Their main line of beer is composed of more modern styles, including their hoppy, no-we-don’t-have-an-IPA-but-we-have-this, Hoponius Union a “West Coast hoppy lager.” Fans of funkier, Franconian-style lagers have plenty of options, though. My in-laws arrived at the tour already big fans of Smoke and Dagger, which I’d describe as a Kulmbach schwarzbier with a hint of Bamberg rauch. They have a whole line of kellerbiers as well, Czech styles, and cool experimental lagers like an oated helles we tried.

I have to mention Banner City as well—their collaboration with the Boston Celtics. It replaced Pride and Parquet, the first beer Jack’s Abby did for the team (that beer was apparently too heavy on the “craft” part of the craft lager equation.) Banner City is a classic light lager with hints of delicate spicy hopping and a grainy malt base, but mainly it’s aimed at a broader audience. It’s a testament to their success and stature that the Celtics would choose to partner with them. It also points to the surprising success of the brewery. While Jack is a stickler for tradition—this fall Weihenstephan collaborated with Jack’s Abby for only the second time in their history—the brewery isn’t aimed at niche tastes.

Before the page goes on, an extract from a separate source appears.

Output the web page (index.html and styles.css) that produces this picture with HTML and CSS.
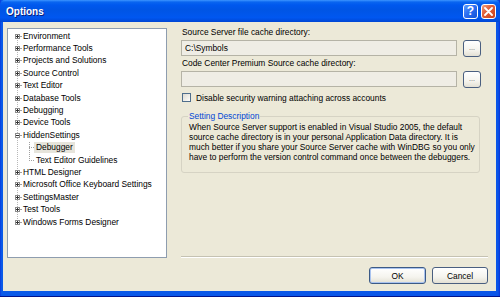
FILE: index.html
```html
<!DOCTYPE html>
<html>
<head>
<meta charset="utf-8">
<title>Options</title>
<link rel="stylesheet" href="styles.css">
</head>
<body>
<div class="window">
  <div class="titlebar">
    <span class="title">Options</span>
    <div class="caption-btns">
      <span class="cbtn help">?</span>
      <span class="cbtn close"><svg width="9" height="9" viewBox="0 0 9 9"><path d="M1 1L8 8M8 1L1 8" stroke="#fff" stroke-width="1.8" stroke-linecap="round"/></svg></span>
    </div>
  </div>
  <div class="client">
    <div class="tree">
      <ul class="roots">
        <li class="row"><svg class="exp" width="5" height="5" viewBox="0 0 5 5"><rect x="0.5" y="0.5" width="4" height="4" fill="#fff" stroke="#8c8c8c"/><path d="M1 2.5H4M2.5 1V4" stroke="#333" stroke-width="1"/></svg><span class="conn"></span><span class="lbl">Environment</span></li>
        <li class="row"><svg class="exp" width="5" height="5" viewBox="0 0 5 5"><rect x="0.5" y="0.5" width="4" height="4" fill="#fff" stroke="#8c8c8c"/><path d="M1 2.5H4M2.5 1V4" stroke="#333" stroke-width="1"/></svg><span class="conn"></span><span class="lbl">Performance Tools</span></li>
        <li class="row"><svg class="exp" width="5" height="5" viewBox="0 0 5 5"><rect x="0.5" y="0.5" width="4" height="4" fill="#fff" stroke="#8c8c8c"/><path d="M1 2.5H4M2.5 1V4" stroke="#333" stroke-width="1"/></svg><span class="conn"></span><span class="lbl">Projects and Solutions</span></li>
        <li class="row"><svg class="exp" width="5" height="5" viewBox="0 0 5 5"><rect x="0.5" y="0.5" width="4" height="4" fill="#fff" stroke="#8c8c8c"/><path d="M1 2.5H4M2.5 1V4" stroke="#333" stroke-width="1"/></svg><span class="conn"></span><span class="lbl">Source Control</span></li>
        <li class="row"><svg class="exp" width="5" height="5" viewBox="0 0 5 5"><rect x="0.5" y="0.5" width="4" height="4" fill="#fff" stroke="#8c8c8c"/><path d="M1 2.5H4M2.5 1V4" stroke="#333" stroke-width="1"/></svg><span class="conn"></span><span class="lbl">Text Editor</span></li>
        <li class="row"><svg class="exp" width="5" height="5" viewBox="0 0 5 5"><rect x="0.5" y="0.5" width="4" height="4" fill="#fff" stroke="#8c8c8c"/><path d="M1 2.5H4M2.5 1V4" stroke="#333" stroke-width="1"/></svg><span class="conn"></span><span class="lbl">Database Tools</span></li>
        <li class="row"><svg class="exp" width="5" height="5" viewBox="0 0 5 5"><rect x="0.5" y="0.5" width="4" height="4" fill="#fff" stroke="#8c8c8c"/><path d="M1 2.5H4M2.5 1V4" stroke="#333" stroke-width="1"/></svg><span class="conn"></span><span class="lbl">Debugging</span></li>
        <li class="row"><svg class="exp" width="5" height="5" viewBox="0 0 5 5"><rect x="0.5" y="0.5" width="4" height="4" fill="#fff" stroke="#8c8c8c"/><path d="M1 2.5H4M2.5 1V4" stroke="#333" stroke-width="1"/></svg><span class="conn"></span><span class="lbl">Device Tools</span></li>
        <li class="row"><svg class="exp" width="5" height="5" viewBox="0 0 5 5"><rect x="0.5" y="0.5" width="4" height="4" fill="#fff" stroke="#8c8c8c"/><path d="M1 2.5H4" stroke="#333" stroke-width="1"/></svg><span class="conn"></span><span class="lbl">HiddenSettings</span></li>
        <li class="children">
          <div class="row child"><span class="cconn"></span><span class="lbl clbl sel">Debugger</span></div>
          <div class="row child"><span class="cconn"></span><span class="lbl clbl">Text Editor Guidelines</span></div>
        </li>
        <li class="row"><svg class="exp" width="5" height="5" viewBox="0 0 5 5"><rect x="0.5" y="0.5" width="4" height="4" fill="#fff" stroke="#8c8c8c"/><path d="M1 2.5H4M2.5 1V4" stroke="#333" stroke-width="1"/></svg><span class="conn"></span><span class="lbl">HTML Designer</span></li>
        <li class="row"><svg class="exp" width="5" height="5" viewBox="0 0 5 5"><rect x="0.5" y="0.5" width="4" height="4" fill="#fff" stroke="#8c8c8c"/><path d="M1 2.5H4M2.5 1V4" stroke="#333" stroke-width="1"/></svg><span class="conn"></span><span class="lbl">Microsoft Office Keyboard Settings</span></li>
        <li class="row"><svg class="exp" width="5" height="5" viewBox="0 0 5 5"><rect x="0.5" y="0.5" width="4" height="4" fill="#fff" stroke="#8c8c8c"/><path d="M1 2.5H4M2.5 1V4" stroke="#333" stroke-width="1"/></svg><span class="conn"></span><span class="lbl">SettingsMaster</span></li>
        <li class="row"><svg class="exp" width="5" height="5" viewBox="0 0 5 5"><rect x="0.5" y="0.5" width="4" height="4" fill="#fff" stroke="#8c8c8c"/><path d="M1 2.5H4M2.5 1V4" stroke="#333" stroke-width="1"/></svg><span class="conn"></span><span class="lbl">Test Tools</span></li>
        <li class="row"><svg class="exp" width="5" height="5" viewBox="0 0 5 5"><rect x="0.5" y="0.5" width="4" height="4" fill="#fff" stroke="#8c8c8c"/><path d="M1 2.5H4M2.5 1V4" stroke="#333" stroke-width="1"/></svg><span class="conn"></span><span class="lbl">Windows Forms Designer</span></li>
      </ul>
    </div>

    <div class="panel">
      <div class="label">Source Server file cache directory:</div>
      <div class="field-row">
        <div class="field">C:\Symbols</div>
        <span class="btn small">...</span>
      </div>
      <div class="label">Code Center Premium Source cache directory:</div>
      <div class="field-row">
        <div class="field"></div>
        <span class="btn small">...</span>
      </div>
      <div class="check-row">
        <span class="checkbox"></span>
        <span>Disable security warning attaching across accounts</span>
      </div>
      <fieldset class="group">
        <legend>Setting Description</legend>
        <p class="desc">When Source Server support is enabled in Visual Studio 2005, the default<br>source cache directory is in your personal Application Data directory. It is<br>much better if you share your Source Server cache with WinDBG so you only<br>have to perform the version control command once between the debuggers.</p>
      </fieldset>
      <div class="separator"></div>
    </div>

    <div class="footer">
      <span class="btn default">OK</span>
      <span class="btn cancel">Cancel</span>
    </div>
  </div>
</div>
</body>
</html>
```

FILE: styles.css
```css
* { box-sizing: border-box; }
html, body { margin: 0; padding: 0; }
body {
  width: 500px;
  height: 297px;
  overflow: hidden;
  font-family: "Liberation Sans", Arial, sans-serif;
  font-size: 8.4px;
  color: #000;
}
.window {
  width: 500px;
  height: 297px;
  display: flex;
  flex-direction: column;
  background: linear-gradient(to right, #0831d9 0, #0a55e8 1px, #0a5ae8 2px, #0a55e8 498px, #0831d9 500px);
  border-bottom: 1px solid #00138c;
}
.titlebar {
  height: 22px;
  flex: none;
  display: flex;
  align-items: center;
  justify-content: space-between;
  padding: 0 4px 0 6px;
  background: linear-gradient(to bottom, #3d95ff 0, #0a66f0 2px, #0058ee 5px, #0055e5 45%, #0057f0 80%, #0046d4 100%);
  border-radius: 5px 5px 0 0;
}
.title {
  color: #fff;
  font-weight: bold;
  font-size: 10px;
  text-shadow: 1px 1px 0 #0a1e7a;
  padding-top: 1px;
}
.caption-btns {
  display: flex;
  gap: 3px;
  align-items: center;
}
.cbtn {
  width: 15px;
  height: 15px;
  border: 1px solid #fff;
  border-radius: 3px;
  display: flex;
  align-items: center;
  justify-content: center;
  color: #fff;
}
.help {
  background: linear-gradient(135deg, #5c9bff 0%, #2a6cf0 50%, #1553d6 100%);
  font-weight: bold;
  font-size: 12px;
  line-height: 13px;
}
.close {
  background: linear-gradient(135deg, #f0a080 0%, #e2603a 40%, #c8431c 100%);
}
.client {
  flex: 1;
  margin: 0 4px 5px 3px;
  background: #ece9d8;
  display: grid;
  grid-template-columns: 160px 1fr;
  grid-template-rows: 231px auto;
  column-gap: 14px;
  padding: 5px 8px 0 4px;
}

/* tree */
.tree {
  margin-top: 1px;
  background: #fff;
  border: 1px solid #8e9daf;
  overflow: hidden;
}
.roots {
  list-style: none;
  margin: 0;
  padding: 1px 0 0 0;
  background-image: repeating-linear-gradient(to bottom, #b8b8b8 0 1px, transparent 1px 2px);
  background-repeat: no-repeat;
  background-size: 1px 186px;
  background-position: 9px 7px;
}
.row {
  height: 12.4px;
  display: flex;
  align-items: center;
  padding-left: 7px;
  white-space: nowrap;
}
.exp { flex: none; display: block; }
.conn {
  width: 2px;
  height: 1px;
  background: #a0a0a0;
}
.lbl {
  padding: 0 1px;
  line-height: 11px;
}
.children {
  background-image: repeating-linear-gradient(to bottom, #a0a0a0 0 1px, transparent 1px 2px);
  background-repeat: no-repeat;
  background-size: 1px 19px;
  background-position: 21px 0;
}
.row.child { padding-left: 21px; }
.cconn {
  width: 5px;
  height: 1px;
  background: repeating-linear-gradient(to right, #a0a0a0 0 1px, transparent 1px 2px);
}
.clbl { padding: 0 2px; }
.sel { background: #e6e4db; }

/* panel */
.panel {
  display: flex;
  flex-direction: column;
}
.label {
  line-height: 11px;
  height: 11px;
  padding-left: 1px;
}
.field-row {
  display: flex;
  gap: 6px;
  margin-top: 2px;
  margin-bottom: 2px;
  width: 300px;
  height: 16px;
}
.field {
  flex: 1;
  border: 1px solid #b5b3a6;
  background: #efede5;
  padding: 0 3px;
  line-height: 14px;
}
.btn {
  display: flex;
  align-items: center;
  justify-content: center;
  border: 1px solid #4a5f80;
  border-radius: 3px;
  background: linear-gradient(to bottom, #ffffff 0%, #f5f4ee 60%, #e3e0d4 100%);
  color: #000;
}
.btn.small {
  width: 18px;
  height: 17px;
  font-size: 7px;
  color: #555;
  padding-bottom: 2px;
}
.check-row {
  display: flex;
  align-items: center;
  gap: 5px;
  margin-top: 3px;
  height: 11px;
  padding-left: 1px;
}
.checkbox {
  width: 9px;
  height: 9px;
  border: 1px solid #4f6e8c;
  background: linear-gradient(135deg, #dcdad2 0%, #f4f3ee 70%, #fff 100%);
}
.group {
  margin: 8px 0 0 0;
  width: 299px;
  border: 1px solid #d6d3c4;
  border-radius: 3px;
  padding: 0 1px 10px 7px;
}
.group legend {
  color: #0046d5;
  padding: 0 1px;
  margin-left: -1px;
  line-height: 11px;
}
.desc {
  margin: 0;
  line-height: 10px;
  font-size: 8.4px;
  white-space: nowrap;
}
.separator {
  margin-top: auto;
  height: 2px;
  border-top: 1px solid #c5c2b2;
  border-bottom: 1px solid #fff;
}

/* footer */
.footer {
  grid-column: 2;
  display: flex;
  justify-content: flex-end;
  gap: 6px;
  padding-top: 9px;
}
.footer .btn {
  width: 57px;
  height: 17px;
}
.footer .btn.cancel { width: 56px; }
.btn.default {
  border-color: #3c5a86;
  box-shadow: inset 0 0 0 1px #a9c3ef;
}
```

My sense is that New England isn’t going to abandon their IPAs any time soon. I don’t even think that the region will adopt lagers to the extent the Midwest, Texas, and the Pacific Northwest have. Jack’s Abby has put lagers on supermarket shelves and in front of regular drinkers, however. It may be small, but New England has a real and prospering lager scene. The success of Jack’s Abby is a big reason why.

Many thanks to Jack for taking a day during Thanskgiving week to show the family and me around the brewery. If you visit Boston, definitely make a trip to Framingham. The brewery is a real pleasure (public tours happen on Sundays), and the beer hall is a great place to try some of their specialty stuff. Just don’t ask for the hazy IPA.